Perahu Pajala ini berdasarkan hasil penelitian G.A Harridge pada 1979 menyebutkan bahwa lambung kapal (hull) dan teknik pembuatan perahu pajala merupakan dasar pembuatan perahu di Sulawesi Selatan. Ini beradasar pada konstruksi lambung yang relatif sama dengan perahu pada umumnya. Perkembangan selanjutnya ada yang disebut perahu Lopi Niadara, perahu Ba’go dan perahu Lambok yang semuanya adalah pengembangan perahu Pajala.
Evolusi selanjutnya pasca tipe perahu Pajala dengan berbagai tipe lainnya yang tidak jauh berbeda. Muncullah perahu jenis Salompong. Perahu Salompong ini merupakan modifikasi yang dilakukan para pembuat perahu dengan jalan menambah susunan papan lamma dengan jalan diikat (nisekko). Tambahan susunan papan ini kemudian dilebihkan ke belakang yang dibentuk menjadi “rembasang”. Kapasitas perahu jenis ini terbagi atas Salompong kecil dengan kapasitas 10 sampai 15 ton dan Salompong besar hingga 30 ton.
Dari perahu jenis Salompong ini, evolusi menuju pinisi konon juga diantarai munculnya perahu jenis Palari. Bahkan jenis perahu yang memulai menggunakan dua tiang dan tujuh layar.
Rentetan evolusi ini yang kemudian melahirkan sebuah kapal unik dengan corak khas tersendiri yakni perahu Pinisi yang terkenal dengan ekspedisi internasional Pinisi Nusantara ke Vancouver Kanada 1986 dan Pinisi Ammana Gappa yang mencapai Madagaskar pada 1991 silam.
Hanya saja, keberadaan perahu Pinisi ini juga tidak bisa dilepaskan dari sejarah Sawerigading yang berkuasa di Luwu sekira abad ke XIV. Salah seorang tokoh pembuat Pinisi, Abdullah menyebut, konon asal mula perahu Pinisi berasal dari cerita terbelahnya kapal Sawerigading sepulang dari Tiongkok untuk menikahi seorang putri bernama We Cudai.

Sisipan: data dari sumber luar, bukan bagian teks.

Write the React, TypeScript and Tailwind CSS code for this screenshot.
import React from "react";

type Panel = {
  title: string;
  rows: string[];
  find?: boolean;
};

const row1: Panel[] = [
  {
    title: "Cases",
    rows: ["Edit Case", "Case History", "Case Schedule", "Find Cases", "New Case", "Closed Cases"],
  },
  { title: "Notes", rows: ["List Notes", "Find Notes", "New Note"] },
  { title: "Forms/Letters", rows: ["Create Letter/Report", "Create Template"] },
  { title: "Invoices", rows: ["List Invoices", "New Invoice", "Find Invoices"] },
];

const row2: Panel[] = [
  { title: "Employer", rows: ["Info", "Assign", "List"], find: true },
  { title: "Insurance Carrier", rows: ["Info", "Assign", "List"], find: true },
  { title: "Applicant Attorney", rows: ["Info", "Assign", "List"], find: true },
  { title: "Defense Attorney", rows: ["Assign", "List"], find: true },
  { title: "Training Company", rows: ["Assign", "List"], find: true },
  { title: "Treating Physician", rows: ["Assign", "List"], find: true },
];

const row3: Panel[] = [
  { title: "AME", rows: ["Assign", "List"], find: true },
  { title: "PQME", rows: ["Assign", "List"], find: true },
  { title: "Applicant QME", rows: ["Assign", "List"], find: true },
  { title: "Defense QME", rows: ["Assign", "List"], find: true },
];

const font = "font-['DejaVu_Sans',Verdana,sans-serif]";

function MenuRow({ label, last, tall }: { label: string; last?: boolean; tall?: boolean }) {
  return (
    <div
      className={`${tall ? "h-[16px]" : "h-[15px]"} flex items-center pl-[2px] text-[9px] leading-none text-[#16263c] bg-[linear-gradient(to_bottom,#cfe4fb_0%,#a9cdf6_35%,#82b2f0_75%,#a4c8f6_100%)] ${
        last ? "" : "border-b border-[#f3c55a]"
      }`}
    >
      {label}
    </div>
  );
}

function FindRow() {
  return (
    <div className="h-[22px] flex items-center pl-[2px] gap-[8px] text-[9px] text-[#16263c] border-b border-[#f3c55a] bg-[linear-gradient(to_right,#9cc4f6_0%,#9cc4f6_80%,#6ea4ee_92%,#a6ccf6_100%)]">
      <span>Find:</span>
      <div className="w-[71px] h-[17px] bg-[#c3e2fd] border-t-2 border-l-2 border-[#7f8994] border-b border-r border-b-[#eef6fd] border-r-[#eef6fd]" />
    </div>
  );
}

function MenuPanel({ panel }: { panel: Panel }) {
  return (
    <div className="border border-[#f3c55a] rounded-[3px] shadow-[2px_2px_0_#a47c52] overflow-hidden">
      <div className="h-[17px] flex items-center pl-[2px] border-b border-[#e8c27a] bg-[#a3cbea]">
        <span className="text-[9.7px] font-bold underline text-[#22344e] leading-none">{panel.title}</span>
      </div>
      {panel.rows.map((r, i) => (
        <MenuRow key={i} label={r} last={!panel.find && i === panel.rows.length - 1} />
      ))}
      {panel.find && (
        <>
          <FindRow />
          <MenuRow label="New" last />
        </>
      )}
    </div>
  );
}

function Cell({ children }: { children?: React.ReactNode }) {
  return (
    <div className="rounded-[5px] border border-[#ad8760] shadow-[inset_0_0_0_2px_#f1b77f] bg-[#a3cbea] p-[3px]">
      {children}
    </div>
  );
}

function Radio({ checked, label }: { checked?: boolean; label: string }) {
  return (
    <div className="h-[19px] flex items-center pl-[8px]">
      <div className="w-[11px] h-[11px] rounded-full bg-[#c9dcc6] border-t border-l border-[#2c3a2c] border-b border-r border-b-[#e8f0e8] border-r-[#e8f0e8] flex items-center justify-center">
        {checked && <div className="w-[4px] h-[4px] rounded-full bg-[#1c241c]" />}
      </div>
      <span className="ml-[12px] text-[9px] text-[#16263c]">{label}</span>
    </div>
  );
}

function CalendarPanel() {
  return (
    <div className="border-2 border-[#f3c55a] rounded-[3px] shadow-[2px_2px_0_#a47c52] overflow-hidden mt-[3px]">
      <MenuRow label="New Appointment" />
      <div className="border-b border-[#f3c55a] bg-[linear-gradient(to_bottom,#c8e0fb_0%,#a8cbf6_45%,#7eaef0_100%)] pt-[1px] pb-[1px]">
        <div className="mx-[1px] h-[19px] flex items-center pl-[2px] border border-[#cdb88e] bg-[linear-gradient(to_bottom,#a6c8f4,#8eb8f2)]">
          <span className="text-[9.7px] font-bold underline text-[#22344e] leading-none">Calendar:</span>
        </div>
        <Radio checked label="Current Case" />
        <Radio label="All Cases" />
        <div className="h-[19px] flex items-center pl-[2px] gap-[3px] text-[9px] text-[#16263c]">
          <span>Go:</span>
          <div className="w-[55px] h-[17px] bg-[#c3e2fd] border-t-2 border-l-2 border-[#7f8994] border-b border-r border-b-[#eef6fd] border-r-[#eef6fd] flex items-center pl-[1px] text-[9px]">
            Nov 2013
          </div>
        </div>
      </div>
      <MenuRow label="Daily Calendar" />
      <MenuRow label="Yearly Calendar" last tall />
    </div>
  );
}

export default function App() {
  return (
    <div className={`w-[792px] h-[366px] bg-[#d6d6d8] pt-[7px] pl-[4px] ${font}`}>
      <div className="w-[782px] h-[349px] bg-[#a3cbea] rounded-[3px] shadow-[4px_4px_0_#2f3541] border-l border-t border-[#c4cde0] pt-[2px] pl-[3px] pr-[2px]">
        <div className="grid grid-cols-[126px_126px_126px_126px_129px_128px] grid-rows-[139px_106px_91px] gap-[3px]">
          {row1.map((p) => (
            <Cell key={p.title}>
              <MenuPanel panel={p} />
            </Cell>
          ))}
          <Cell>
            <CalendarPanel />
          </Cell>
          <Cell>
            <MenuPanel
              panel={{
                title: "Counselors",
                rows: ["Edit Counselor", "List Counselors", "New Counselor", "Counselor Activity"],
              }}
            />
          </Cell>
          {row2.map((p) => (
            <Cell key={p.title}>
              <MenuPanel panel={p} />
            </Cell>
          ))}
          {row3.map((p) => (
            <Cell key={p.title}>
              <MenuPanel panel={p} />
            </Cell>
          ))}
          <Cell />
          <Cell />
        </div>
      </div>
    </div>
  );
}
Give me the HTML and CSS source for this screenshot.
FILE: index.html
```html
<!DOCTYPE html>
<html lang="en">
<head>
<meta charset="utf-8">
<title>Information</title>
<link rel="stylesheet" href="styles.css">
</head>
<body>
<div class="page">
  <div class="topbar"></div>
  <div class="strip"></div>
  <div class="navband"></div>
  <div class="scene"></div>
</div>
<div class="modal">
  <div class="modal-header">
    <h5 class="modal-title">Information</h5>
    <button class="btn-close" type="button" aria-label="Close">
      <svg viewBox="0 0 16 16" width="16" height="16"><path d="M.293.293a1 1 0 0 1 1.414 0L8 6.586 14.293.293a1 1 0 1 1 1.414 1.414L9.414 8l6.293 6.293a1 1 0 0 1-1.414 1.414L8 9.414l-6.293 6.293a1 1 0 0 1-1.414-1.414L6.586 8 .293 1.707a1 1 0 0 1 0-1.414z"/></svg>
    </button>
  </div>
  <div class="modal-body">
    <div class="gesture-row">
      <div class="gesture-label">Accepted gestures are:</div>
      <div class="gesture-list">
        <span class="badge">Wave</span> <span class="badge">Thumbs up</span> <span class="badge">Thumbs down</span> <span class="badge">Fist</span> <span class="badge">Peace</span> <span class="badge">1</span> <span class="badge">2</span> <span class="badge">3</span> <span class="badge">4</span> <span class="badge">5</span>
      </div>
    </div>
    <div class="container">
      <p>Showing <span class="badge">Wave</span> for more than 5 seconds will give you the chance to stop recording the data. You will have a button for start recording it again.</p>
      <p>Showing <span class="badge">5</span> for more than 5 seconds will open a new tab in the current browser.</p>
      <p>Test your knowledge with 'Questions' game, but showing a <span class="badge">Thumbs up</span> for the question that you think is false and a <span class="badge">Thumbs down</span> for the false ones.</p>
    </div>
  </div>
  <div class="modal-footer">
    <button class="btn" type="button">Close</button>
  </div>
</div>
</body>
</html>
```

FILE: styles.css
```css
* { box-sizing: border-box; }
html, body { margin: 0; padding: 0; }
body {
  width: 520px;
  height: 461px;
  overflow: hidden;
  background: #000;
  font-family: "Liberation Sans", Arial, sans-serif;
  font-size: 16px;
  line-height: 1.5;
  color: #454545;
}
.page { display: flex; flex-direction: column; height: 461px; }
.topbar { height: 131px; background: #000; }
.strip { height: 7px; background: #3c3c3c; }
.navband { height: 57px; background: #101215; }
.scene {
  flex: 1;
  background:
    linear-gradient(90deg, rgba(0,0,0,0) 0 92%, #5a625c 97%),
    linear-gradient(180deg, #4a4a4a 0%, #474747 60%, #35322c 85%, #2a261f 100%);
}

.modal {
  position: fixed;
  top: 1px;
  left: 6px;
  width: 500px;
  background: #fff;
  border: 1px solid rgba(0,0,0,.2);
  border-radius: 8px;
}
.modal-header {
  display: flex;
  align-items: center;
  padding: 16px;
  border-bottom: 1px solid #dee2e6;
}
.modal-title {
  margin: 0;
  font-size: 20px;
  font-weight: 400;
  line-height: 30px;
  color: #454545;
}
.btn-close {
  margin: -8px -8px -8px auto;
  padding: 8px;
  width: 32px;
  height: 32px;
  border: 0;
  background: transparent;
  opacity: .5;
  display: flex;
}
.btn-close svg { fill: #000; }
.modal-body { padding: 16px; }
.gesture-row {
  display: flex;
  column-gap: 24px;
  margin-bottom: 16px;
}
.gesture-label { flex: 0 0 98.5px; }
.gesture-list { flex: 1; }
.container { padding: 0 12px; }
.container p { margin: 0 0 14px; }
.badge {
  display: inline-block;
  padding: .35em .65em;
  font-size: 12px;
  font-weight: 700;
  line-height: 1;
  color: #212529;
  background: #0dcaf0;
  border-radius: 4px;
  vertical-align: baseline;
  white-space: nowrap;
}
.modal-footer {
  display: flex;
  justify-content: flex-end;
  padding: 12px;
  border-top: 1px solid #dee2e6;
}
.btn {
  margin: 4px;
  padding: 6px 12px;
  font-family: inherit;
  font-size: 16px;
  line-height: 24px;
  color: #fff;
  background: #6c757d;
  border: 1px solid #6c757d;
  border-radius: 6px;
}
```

Cerita terbelahnya kapal Sawerigading ini berasal dari sumpah Sawerigading yang berjanji tidak akan kembali lagi ke tanah Luwu setelah meninggalkan tanah kelahirannya untuk menemui We Cudai. Keputusan Sawerigading meninggalkan kampung halamannya lantaran dihalangi menikahi saudara kandungnya sendiri, Watenri Abeng.
Sawerigading diceritakan meninggalkan kampungnya karena bujukan Watenri Abeng sendiri. Sawerigading diminta menemui seorang gadis cantik bernama We Cudai yang berada di negeri Tiongkok yang disebutnya persis mirip dengan wajahnya.

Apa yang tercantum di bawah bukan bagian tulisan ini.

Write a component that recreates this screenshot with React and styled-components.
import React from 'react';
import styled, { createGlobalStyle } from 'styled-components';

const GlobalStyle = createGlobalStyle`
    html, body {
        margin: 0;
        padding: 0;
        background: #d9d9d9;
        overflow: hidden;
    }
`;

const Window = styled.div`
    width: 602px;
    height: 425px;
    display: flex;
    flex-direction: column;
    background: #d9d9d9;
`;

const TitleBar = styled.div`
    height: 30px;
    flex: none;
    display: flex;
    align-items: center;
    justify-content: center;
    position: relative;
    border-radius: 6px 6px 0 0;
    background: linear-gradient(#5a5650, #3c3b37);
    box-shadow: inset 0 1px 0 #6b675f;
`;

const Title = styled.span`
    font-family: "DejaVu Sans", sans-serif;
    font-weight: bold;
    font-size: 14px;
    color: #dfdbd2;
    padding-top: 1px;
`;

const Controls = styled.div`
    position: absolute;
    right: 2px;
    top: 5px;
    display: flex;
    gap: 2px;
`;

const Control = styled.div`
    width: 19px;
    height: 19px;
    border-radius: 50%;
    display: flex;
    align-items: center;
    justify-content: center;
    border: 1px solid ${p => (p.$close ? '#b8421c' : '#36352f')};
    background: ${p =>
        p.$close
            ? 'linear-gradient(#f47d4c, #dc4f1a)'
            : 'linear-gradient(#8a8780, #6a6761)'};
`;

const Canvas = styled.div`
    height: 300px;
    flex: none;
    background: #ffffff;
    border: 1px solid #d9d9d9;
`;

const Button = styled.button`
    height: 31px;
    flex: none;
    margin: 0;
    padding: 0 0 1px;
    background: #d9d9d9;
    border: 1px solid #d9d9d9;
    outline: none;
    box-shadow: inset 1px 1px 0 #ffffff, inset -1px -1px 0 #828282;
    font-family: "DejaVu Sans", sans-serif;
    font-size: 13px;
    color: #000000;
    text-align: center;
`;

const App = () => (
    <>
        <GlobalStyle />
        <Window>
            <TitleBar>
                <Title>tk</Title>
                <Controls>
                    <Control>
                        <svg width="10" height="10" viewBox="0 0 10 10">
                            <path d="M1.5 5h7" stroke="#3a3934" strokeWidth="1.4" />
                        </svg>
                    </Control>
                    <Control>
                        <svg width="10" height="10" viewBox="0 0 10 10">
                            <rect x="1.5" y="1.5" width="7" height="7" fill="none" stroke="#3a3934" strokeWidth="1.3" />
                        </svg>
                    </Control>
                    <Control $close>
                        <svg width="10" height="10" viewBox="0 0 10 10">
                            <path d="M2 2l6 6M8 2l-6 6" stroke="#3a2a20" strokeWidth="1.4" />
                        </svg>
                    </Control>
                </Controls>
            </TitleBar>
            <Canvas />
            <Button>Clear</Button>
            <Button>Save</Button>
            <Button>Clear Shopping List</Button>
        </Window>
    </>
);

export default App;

Sawerigading mengabulkan permohonan Watenri Abeng ini dan memutuskan menemui We Cudai dengan menggunakan perahu Welengrenge. Perahu tersebut konon muncul setelah terjadi sesuatu peristiwa ajaib. Diceritakan Abdullah bahwa saat itu perahu Sawerigading sudah lapuk dan tidak memungkinkan untuk perjalanannya.
Maka, ditebanglah pohon besar yang ada di Gunung Welengrenge suatu bukit di tanah Luwu. Namun, saat ditebang tiba-tiba kayu besar itu meluncur ke laut kemudian muncul perahu yang megah. Perahu ini kemudian digunakan untuk berlayar hingga berhasil menemui We Cundai. Sawerigading hidup bahagia bersama We Cudai mendapatkan keturunan yakni I Lagaligo. Setelah Sawerigading sekian lama di China dia pun rindu kampung halamannya dan lupa dengan sumpahnya untuk tidak kembali lagi.

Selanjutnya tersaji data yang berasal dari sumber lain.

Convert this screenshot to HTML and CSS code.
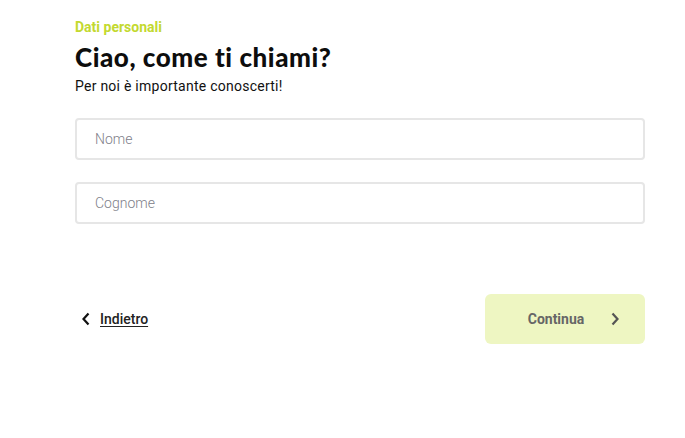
FILE: index.html
```html
<!DOCTYPE html>
<html lang="it">
<head>
<meta charset="utf-8">
<link rel="stylesheet" href="styles.css">
</head>
<body>
<main class="form">
  <div class="eyebrow">Dati personali</div>
  <h1 class="title">Ciao, come ti chiami?</h1>
  <p class="subtitle">Per noi è importante conoscerti!</p>
  <div class="fields">
    <div class="field">Nome</div>
    <div class="field">Cognome</div>
  </div>
  <div class="actions">
    <a class="back">
      <svg class="chev" width="10" height="14" viewBox="0 0 10 14"><path d="M7.5 1.5 L2.5 7 L7.5 12.5" fill="none" stroke="#111" stroke-width="2.2"/></svg>
      <span class="back-text">Indietro</span>
    </a>
    <div class="next">
      <span>Continua</span>
      <svg class="chev" width="10" height="14" viewBox="0 0 10 14"><path d="M2.5 1.5 L7.5 7 L2.5 12.5" fill="none" stroke="#555" stroke-width="2.2"/></svg>
    </div>
  </div>
</main>
</body>
</html>
```
FILE: styles.css
```css
html, body { margin: 0; padding: 0; background: #fff; }
body { font-family: Roboto, "Liberation Sans", sans-serif; color: #111; }
.form { width: 570px; margin-left: 75px; padding-top: 18px; display: flex; flex-direction: column; }
.eyebrow { color: #c3d92f; font-size: 14px; font-weight: 700; line-height: 18px; }
.title { font-family: Lato, "Liberation Sans", sans-serif; font-weight: 900; font-size: 26px; line-height: 30px; margin: 6px 0 0; letter-spacing: 0.55px; color: #0d0d0d; }
.subtitle { margin: 5px 0 0; font-size: 14px; line-height: 18px; color: #111; letter-spacing: 0.25px; }
.fields { display: flex; flex-direction: column; gap: 22px; margin-top: 23px; }
.field { height: 38px; border: 2px solid #e6e6e6; border-radius: 4px; padding: 0 18px; display: flex; align-items: center; font-size: 14px; color: #808089; font-weight: 300; }
.actions { display: flex; justify-content: space-between; align-items: center; margin-top: 70px; }
.back { display: flex; align-items: center; gap: 9px; padding-left: 6px; font-size: 14px; font-weight: 500; color: #222; }
.back-text { text-decoration: underline; text-underline-offset: 2px; }
.next { width: 160px; height: 50px; background: #eef6c2; border-radius: 6px; display: flex; align-items: center; justify-content: center; gap: 26px; padding-left: 18px; box-sizing: border-box; font-size: 14px; font-weight: 700; color: #666; }
```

Inilah yang menurut cerita menjadi petaka bagi Sawerigading yang membuat perahu Welengrenge ini terbelah saat mendekat tanah Luwu.
Dari peristiwa ini bagian kapal Sawerigading terbelah tiga dan terdampar di Bontobahari. Masing-masing bagian lunas pada haluan sampai buritan terdampar di dusun Lemo-lemo Tanah Beru. Papan dan seluruh bagian lambung kapal terdampar di Dusun Ara. Sedangkan tali temali serta layar terdampar di Bira. Dari ketiga bagian ini menurut sejarah yang kemudian dirakit warga setempat. Itu sebabnya, pada tiga desa tersebut terkenal dengan keahliannya masing-masing. Orang Ara ahli dalam membuat bodi kapal, orang Lemo-lemo ahli dalam membuat dan dasar dan mempekerjakan, dan orang Bira ahli dalam berlayar.